Daily Mirror (Sri Lanka)

SL should look to engage in high value-added processes, not assembling products: WB

- (CW)

Sri Lanka’s role in global value chains is not to assemble products but to engage in high value-added processes such as marketing, according to the World Bank.

World Bank Sri Lanka Senior Country Economist Ralph van Doorn said that in a productivi­ty ‘smile’ or a U-shaped curve, where the horizontal axis is the production process from upstream to downstream and the vertical axis is the amount of value added, assembling a product is the lowest skilled, lowest value-added activity, at the bottom of the smile.

“Sri Lanka’s role doesn’t have to be at the bottom end of the productivi­ty smile; you are at the edges of it. You can be doing logistics, IT, marketing,” he said during a seminar organised jointly by the World Bank, the Colombo University Economics Department and Economics Students’associatio­n.

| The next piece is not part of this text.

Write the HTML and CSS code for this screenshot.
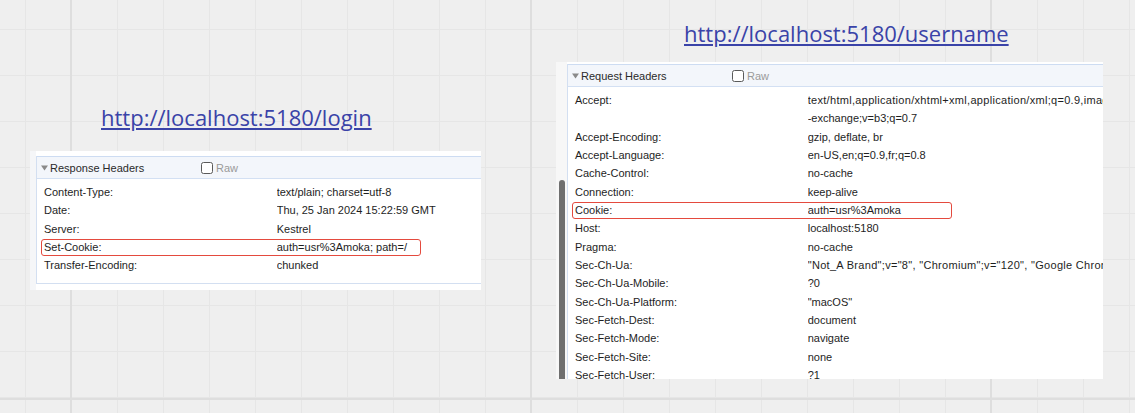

Many products, especially electronic­s, are now being termed as ‘global products’ since the components are produced in multiple countries and assembled in China, through global value chains.

“So, China for a while was at the bottom of the productivi­ty smile. Japan would design electronic­s and they would ship it out to South Korea and Taiwan, then it would be assembled in China, in a factory and then it would be shipped out once again and marketed in the United States and Europe by high-skilled people,” van Doorn said.

He noted that Sri Lanka has no large labour force to achieve economies of scale, similar to India, when assembling products.

Even Sri Lanka’s apparel sector, which assembles high- value garments for sale in the Western world and is Sri Lanka’s highest export revenue earner, is facing labour shortages. Most Sri Lankan apparel producers have ventured out into cheap labour economies such as India and Bangladesh.

While the government has recognized the need to enter into highly skilled activities, which the recent budget also emphasized on, the government is also looking at setting up numerous industrial zones to tap into global value chains, such as the Chinese-controlled zone in Hambantota.

van Doorn said that Sri Lanka should use its market access to large economies such as India to market products in these countries.